Thursday, August 27, 2009

Fall

  • A cool, autumn-like wet night
  • Rosy cheeked boys bursting through the door soon after a walk with Daddy
  • Hot soup boiling on the stove
  • Crusty loaves of Asiago Cheese Bread from Panera waiting to be sliced
  • Solo grocery shopping done
  • Dollar section at Michael's perused
  • Toys picked up
  • Jammies laid out
  • Soreness after a good morning's workout
  • A hot cup of blueberry tea to be enjoyed, laced with milk and honey
  • Quiet evening of quilting ahead
  • Enjoying fresh chocolate iced cake for dessert
  • My favorite season just around the corner
  • More family to come in the next 2 weeks
  • Much to be thankful for:)

Cheddar Ham Soup

  • 2 cups diced peeled potatoes
  • 2 cups water
  • 1/2 cup sliced carrot
  • 1/4 cup chopped onion
  • 1/4 cup chopped celery
  • 1 chicken bouillion cube
  • 1/4 cup butter
  • 1/4 cup all-purpose flour
  • 2 cups milk
  • 1/2 tsp salt
  • 2 cups (8 oz) shredded colby-jack cheese
  • 1 1/2 cups cubed or diced fully cooked ham
  • 1 cups frozen peas

Preparation:

  1. In a large saucepan, combine potatoes, water, carrot, celery, onion and bouillion cube.

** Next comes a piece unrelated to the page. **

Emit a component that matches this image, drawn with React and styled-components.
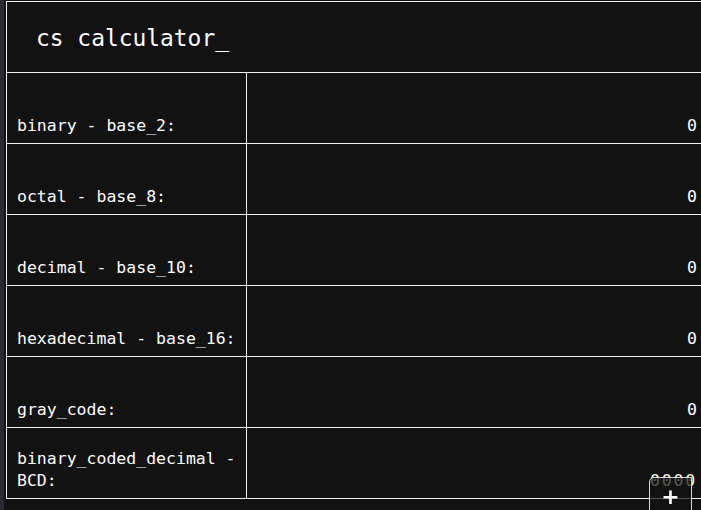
import React from 'react'
import styled, { createGlobalStyle } from 'styled-components'

const GlobalStyle = createGlobalStyle`
    html, body {
        margin: 0;
        padding: 0;
        background: #121212;
        overflow: hidden;
    }
    body {
        font-family: "DejaVu Sans Mono", "Liberation Mono", monospace;
        color: #ffffff;
    }
`;

const Page = styled.div`
    display: flex;
    height: 510px;
`;

const Strip = styled.div`
    width: 4px;
    flex-shrink: 0;
    background: #2a2b30;
`;

const Main = styled.div`
    padding: 1px 0 0 2px;
    flex-shrink: 0;
`;

const Table = styled.div`
    width: 700px;
    border: 1px solid #f2f2f2;
    border-right: none;
`;

const Header = styled.div`
    height: 70px;
    display: flex;
    align-items: center;
    padding-left: 29px;
    border-bottom: 1px solid #f2f2f2;
`;

const Title = styled.h1`
    margin: 0;
    font-size: 22.9px;
    font-weight: 400;
    padding-top: 2px;
`;

const Row = styled.div`
    display: grid;
    grid-template-columns: 239px 1px 1fr;
    height: 70px;
    border-bottom: ${p => (p.last ? 'none' : '1px solid #f2f2f2')};
`;

const Label = styled.div`
    display: flex;
    align-items: flex-end;
    padding: 0 8px 6px 10px;
    font-size: 16.5px;
    line-height: 22px;
`;

const Divider = styled.div`
    background: #f2f2f2;
`;

const Value = styled.div`
    display: flex;
    align-items: flex-end;
    justify-content: flex-end;
    padding: 0 10px 6px 0;
    font-size: 16.5px;
    line-height: 22px;
    letter-spacing: ${p => (p.wide ? '1.8px' : '0')};
`;

const AddButton = styled.button`
    position: fixed;
    right: 9px;
    bottom: -10px;
    width: 43px;
    height: 43px;
    border: 1px solid #d8d8d8;
    border-radius: 5px 0 0 0;
    background: rgba(18, 18, 18, 0.72);
    color: #ffffff;
    font-family: "DejaVu Sans", sans-serif;
    font-size: 22px;
    font-weight: 700;
    line-height: 1;
    padding: 0 0 3px 0;
    cursor: pointer;
`;

const rows = [
    { label: 'binary - base_2:', value: '0' },
    { label: 'octal - base_8:', value: '0' },
    { label: 'decimal - base_10:', value: '0' },
    { label: 'hexadecimal - base_16:', value: '0' },
    { label: 'gray_code:', value: '0' },
    { label: 'binary_coded_decimal - BCD:', value: '0000' },
];

const App = () => {
    return (
        <>
            <GlobalStyle />
            <Page>
                <Strip />
                <Main>
                    <Table>
                        <Header>
                            <Title>cs calculator_</Title>
                        </Header>
                        {rows.map((r, i) => (
                            <Row key={r.label} last={i === rows.length - 1}>
                                <Label>{r.label}</Label>
                                <Divider />
                                <Value wide={r.value.length > 1}>{r.value}</Value>
                            </Row>
                        ))}
                    </Table>
                </Main>
            </Page>
            <AddButton>+</AddButton>
        </>
    )
}

export default App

Bring to a boil, reduce heat, cover and let cook for 10-15 min or until tender
  2. Meanwhile, in another saucepan, melt butter. Stir in flour until smooth. Gradually add milk and salt. Bring to a boil; cook and stir 2 min or until thickened. Stir in cheese until melted
  3. Stir cheese mixture into potato mixture. Add ham and peas; heat through.
  4. Enjoy with crusty bread!!

*Sometimes I like to add 1/2 cup pureed butternut squash. It thickens the soup a little more, adds more nutrients and a slightly sweet taste. Yummy!

1 comment:

grandma said...

A new receipt. Yeah I'm going to try this tomorrow.